Key facts

  • Seniors as a group drink less than younger people, but as the population ages, the number of older drinkers will increase. Moreover, young people today tend to drink more than past generations and may continue to drink more as they age.
  • Older adults are at particular risk for alcohol-related problems. As people age, they metabolize alcohol more slowly, and it therefore remains in the body longer, increasing the potential for harm.
  • Seniors are more likely to have health conditions that can be exacerbated by alcohol, including stroke, hypertension, neurodegenerative diseases, memory loss, mood disorders, and cognitive or emotional problems.
  • Older adults are more likely than younger people to take medications, putting them at risk of interactions that can be dangerous or even life-threatening. Alcohol also decreases the effectiveness of some medications.
  • In the United States, people 65 and over comprise 13 percent of the population yet account for more than one-third of total outpatient spending on prescription medications.
  • Seniors are more likely to be prescribed long-term and multiple prescriptions, and some experience cognitive decline that can lead to improper use of these prescriptions. In addition, those on fixed incomes may abuse another person's remaining medication to save money. Higher rates of illness, age-related changes in drug metabolism, and the potential for drug interactions may make any of these practices more dangerous for seniors than for younger people.
  • A large percentage of older adults use over-the-counter medicines and dietary supplements, which (in addition to alcohol) can compound adverse health effects resulting from prescription drug abuse.

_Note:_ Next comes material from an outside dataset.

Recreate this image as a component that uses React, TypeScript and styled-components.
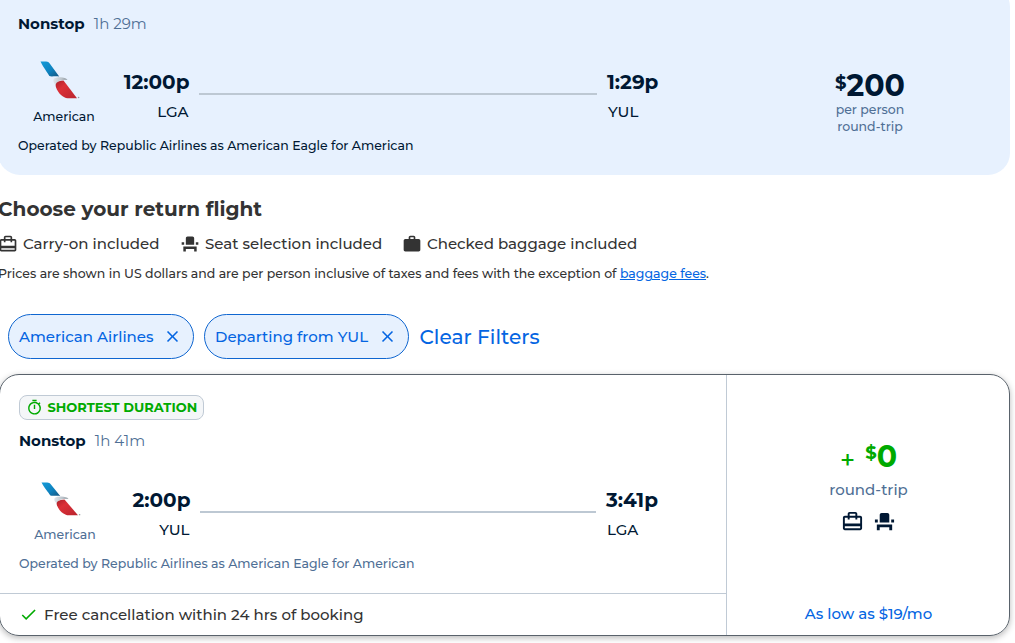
import React from "react";
import styled, { createGlobalStyle } from "styled-components";
import { MdCardTravel, MdCheck, MdClose, MdEventSeat, MdOutlineTimer, MdWork } from "react-icons/md";

const Global = createGlobalStyle`
  *, *::before, *::after { box-sizing: border-box; }
  body { margin: 0; background: #fff; overflow: hidden; font-family: Montserrat, Inter, sans-serif; font-weight: 500; }
`;

const navy = "#001833";
const slate = "#4f6f95";
const blue = "#0465e2";
const green = "#0a0";

const Page = styled.main`
  width: 1015px;
  height: 643px;
  overflow: hidden;
  display: flex;
  flex-direction: column;
`;

const Text = styled.span<{ $size?: number; $color?: string; $weight?: number; $line?: number }>`
  display: block;
  white-space: nowrap;
  font-size: ${(p) => p.$size ?? 15}px;
  line-height: ${(p) => p.$line ?? 20}px;
  color: ${(p) => p.$color ?? navy};
  font-weight: ${(p) => p.$weight ?? 500};
`;

const Hero = styled.section`
  flex: none;
  display: flex;
  width: 1012px;
  height: 190px;
  margin: -15px 0 0 -2px;
  padding: 29px 0 0 20px;
  border-radius: 22px;
  background: #e7f1fe;
`;

const Itinerary = styled.div`
  width: 707px;
  flex: none;
`;

const Summary = styled.div`
  display: flex;
  gap: 9px;
`;

const Leg = styled.div<{ $top: number; $height: number }>`
  display: flex;
  height: ${(p) => p.$height}px;
  margin-top: ${(p) => p.$top}px;
`;

const Carrier = styled.div<{ $gap: number }>`
  width: 92px;
  display: flex;
  flex-direction: column;
  align-items: center;
  flex: none;
  svg { display: block; margin: 0 8px ${(p) => p.$gap}px 0; }
`;

const Stop = styled.div<{ $end?: boolean; $top: number }>`
  width: ${(p) => (p.$end ? 60 : 80)}px;
  padding: ${(p) => p.$top}px ${(p) => (p.$end ? 0 : 0.5)}px 0;
  display: flex;
  flex-direction: column;
  gap: 7px;
  align-items: ${(p) => (p.$end ? "flex-start" : "flex-end")};
`;

const Code = styled(Text)`
  margin: 0 1px;
`;

const Route = styled.div<{ $width: number; $top: number }>`
  width: ${(p) => p.$width}px;
  height: 2px;
  margin: ${(p) => p.$top}px 10px 0 9px;
  background: #bdc8d3;
`;

const HeroPrice = styled.div`
  flex: 1;
  padding: 56px 0 0 5px;
  display: flex;
  flex-direction: column;
  align-items: center;
`;

const Amount = styled.div<{ $height: number }>`
  display: flex;
  align-items: flex-start;
  height: ${(p) => p.$height}px;
`;

const Plus = styled(Text)`
  margin-right: 10px;
`;

const Intro = styled.section`
  padding-top: 22px;
  height: 139px;
`;

const Title = styled.h1`
  margin: 0 0 0 -2px;
  font-size: 20px;
  line-height: 24px;
  font-weight: 700;
  color: #333;
`;

const Amenities = styled.div`
  display: flex;
  margin: 13px 0 10px -2px;
  color: #333;
`;

const Amenity = styled.div<{ $width: number }>`
  width: ${(p) => p.$width}px;
  display: flex;
  align-items: center;
  gap: 5px;
`;

const Note = styled.p`
  margin: 0 0 0 -2px;
  font-size: 12.5px;
  line-height: 20px;
  white-space: nowrap;
  color: #333;
  a { color: ${blue}; }
`;

const Filters = styled.section`
  display: flex;
  align-items: center;
  height: 45px;
  padding-left: 8px;
  gap: 10px;
`;

const Pill = styled.button<{ $width: number }>`
  width: ${(p) => p.$width}px;
  height: 45px;
  padding: 0 11px 0 10px;
  display: flex;
  align-items: center;
  justify-content: space-between;
  border: 1px solid #0f66d0;
  border-radius: 23px;
  background: #e7f1fe;
  color: ${blue};
  font-family: inherit;
`;

const ClearLink = styled(Text)`
  margin-left: 0.5px;
`;

const Card = styled.article`
  flex: none;
  display: flex;
  width: 1011px;
  height: 262px;
  margin: 15px 0 0 -1px;
  border: 1px solid #59626b;
  border-radius: 20px;
  box-shadow: 0 2px 6px rgba(0, 0, 0, 0.28);
`;

const Details = styled.div`
  width: 726px;
  display: flex;
  flex-direction: column;
`;

const DetailsTop = styled.div`
  height: 218px;
  padding: 20px 0 0 19px;
`;

const Badge = styled.div`
  width: 185px;
  height: 25px;
  display: flex;
  align-items: center;
  gap: 5px;
  padding-left: 5.5px;
  margin-bottom: 11px;
  border: 1px solid #c0cad5;
  border-radius: 8px;
  background: #f4f6f8;
  color: ${green};
`;

const BadgeLabel = styled(Text)`
  padding-bottom: 2px;
`;

const Perk = styled.div`
  flex: 1;
  display: flex;
  align-items: center;
  gap: 6px;
  padding-left: 19px;
  border-top: 1px solid #c0cad5;
  color: ${green};
`;

const Fare = styled.div`
  flex: 1;
  display: flex;
  flex-direction: column;
  align-items: center;
  padding: 66px 0 0 1px;
  border-left: 1px solid #c0cad5;
`;

const FareIcons = styled.div`
  display: flex;
  gap: 9px;
  margin: 9px 1px 71px 0;
  color: ${navy};
`;

function Logo({ height, id }: { height: number; id: string }) {
  return (
    <svg width="40" height={height} viewBox="0 0 40 38" preserveAspectRatio="none">
      <defs>
        <linearGradient id={id + "b"} x1="0" y1="0" x2="1" y2="1">
          <stop offset="0" stopColor="#159bd8" />
          <stop offset=".55" stopColor="#0e83c0" />
          <stop offset="1" stopColor="#15557f" />
        </linearGradient>
        <linearGradient id={id + "r"} x1="0" y1="0" x2="1" y2="1">
          <stop offset="0" stopColor="#a92029" />
          <stop offset=".35" stopColor="#dc3037" />
          <stop offset="1" stopColor="#b9242e" />
        </linearGradient>
        <linearGradient id={id + "g"} x1="0" y1="0" x2="1" y2="0">
          <stop offset="0" stopColor="#dfe5ea" />
          <stop offset=".6" stopColor="#bbc3ca" />
          <stop offset="1" stopColor="#89939b" />
        </linearGradient>
      </defs>
      <path d="M.5.5H6.2C7.9.5 8.9 1.3 9.7 2.5L19.2 15.6C15.3 14.7 11.5 16 9.4 15C7 11.1 4 7.4.5.5Z" fill={`url(#${id}b)`} />
      <path d="M13.3 19.2C13.5 16.8 17 16 20.5 16.2C23.5 16.4 26.2 17 27.5 18.8L22.5 19C18.6 19.4 16.7 21.1 16.3 24.5C14.3 22.7 13.2 21 13.3 19.2Z" fill={`url(#${id}g)`} />
      <path d="M16 26.3C14.9 22.8 16.3 20.2 23.5 19.6L37 37.2H27.5C23.5 37.2 18 32.4 16 26.3Z" fill={`url(#${id}r)`} />
      <circle cx="38.6" cy="36.5" r=".8" fill="#9299a0" />
    </svg>
  );
}

export default function App() {
  return (
    <Page>
      <Global />
      <Hero>
        <Itinerary>
          <Summary>
            <Text $weight={700}>Nonstop</Text>
            <Text $color={slate} $weight={450}>1h 29m</Text>
          </Summary>
          <Leg $top={27} $height={75}>
            <Carrier $gap={9}>
              <Logo height={38} id="out" />
              <Text $size={12.5} $line={18}>American</Text>
            </Carrier>
            <Stop $top={9}>
              <Text $size={20} $weight={700} $line={25}>12:00p</Text>
              <Code>LGA</Code>
            </Stop>
            <Route $width={398} $top={32} />
            <Stop $end $top={9}>
              <Text $size={20} $weight={700} $line={25}>1:29p</Text>
              <Code>YUL</Code>
            </Stop>
          </Leg>
          <Text $size={12.5}>Operated by Republic Airlines as American Eagle for American</Text>
        </Itinerary>
        <HeroPrice>
          <Amount $height={31}>
            <Text $size={18} $weight={700} $line={27}>$</Text>
            <Text $size={30} $weight={700} $line={31}>200</Text>
          </Amount>
          <Text $size={12.5} $color={slate} $line={17}>per person</Text>
          <Text $size={12.5} $color={slate} $line={17}>round-trip</Text>
        </HeroPrice>
      </Hero>
      <Intro>
        <Title>Choose your return flight</Title>
        <Amenities>
          <Amenity $width={182}><MdCardTravel size={20} /><Text $color="#333">Carry-on included</Text></Amenity>
          <Amenity $width={222}><MdEventSeat size={20} /><Text $color="#333">Seat selection included</Text></Amenity>
          <Amenity $width={240}><MdWork size={20} /><Text $color="#333">Checked baggage included</Text></Amenity>
        </Amenities>
        <Note>Prices are shown in US dollars and are per person inclusive of taxes and fees with the exception of <a href="#fees">baggage fees</a>.</Note>
      </Intro>
      <Filters>
        <Pill $width={186}><Text $color={blue}>American Airlines</Text><MdClose size={19} /></Pill>
        <Pill $width={205}><Text $color={blue}>Departing from YUL</Text><MdClose size={19} /></Pill>
        <ClearLink $size={20.1} $color={blue} $line={26}>Clear Filters</ClearLink>
      </Filters>
      <Card>
        <Details>
          <DetailsTop>
            <Badge>
              <MdOutlineTimer size={17} />
              <BadgeLabel $size={13} $weight={700} $color={green}>SHORTEST DURATION</BadgeLabel>
            </Badge>
            <Summary>
              <Text $weight={700}>Nonstop</Text>
              <Text $color={slate} $weight={450}>1h 41m</Text>
            </Summary>
            <Leg $top={31} $height={72}>
              <Carrier $gap={10}>
                <Logo height={34} id="back" />
                <Text $size={12.5} $line={18} $color={slate}>American</Text>
              </Carrier>
              <Stop $top={6}>
                <Text $size={20} $weight={700} $line={25}>2:00p</Text>
                <Code>YUL</Code>
              </Stop>
              <Route $width={396} $top={29} />
              <Stop $end $top={6}>
                <Text $size={20} $weight={700} $line={25}>3:41p</Text>
                <Code>LGA</Code>
              </Stop>
            </Leg>
            <Text $size={12.5} $color={slate}>Operated by Republic Airlines as American Eagle for American</Text>
          </DetailsTop>
          <Perk>
            <MdCheck size={19} />
            <Text $color="#333">Free cancellation within 24 hrs of booking</Text>
          </Perk>
        </Details>
        <Fare>
          <Amount $height={38}>
            <Plus $size={26} $color={green} $line={38}>+</Plus>
            <Text $size={18} $weight={700} $color={green} $line={25}>$</Text>
            <Text $size={30} $weight={700} $color={green} $line={31}>0</Text>
          </Amount>
          <Text $color={slate} $line={22}>round-trip</Text>
          <FareIcons><MdCardTravel size={23} /><MdEventSeat size={23} /></FareIcons>
          <Text $color={blue}>As low as $19/mo</Text>
        </Fare>
      </Card>
    </Page>
  );
}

Misuse of alcohol and medications is associated with poor health outcomes, higher health-care utilization, more complex course and prognosis of many illnesses, poor adherence to treatment and prevention for several chronic conditions, interactions with medications for chronic conditions, increased disability and impairment, compromised quality of life, increased caregiver stress, and higher risk of suicide or death.

Health professionals should regularly screen seniors for alcohol and other substance use and provide advice on the management of related disorders, alone or in combination with other chronic conditions. Public policies limiting access and availability of alcoholic beverages can have a beneficial impact on consumption, including among the elderly. While psychotropic drugs need to be accessible in appropriate amounts for seniors who need them (particularly for chronic pain control), over-prescription and nonmedical uses must be prevented. Information and education for seniors on the interactions between alcohol and other prescription drugs and the effects on their mental and physical health can also be effective.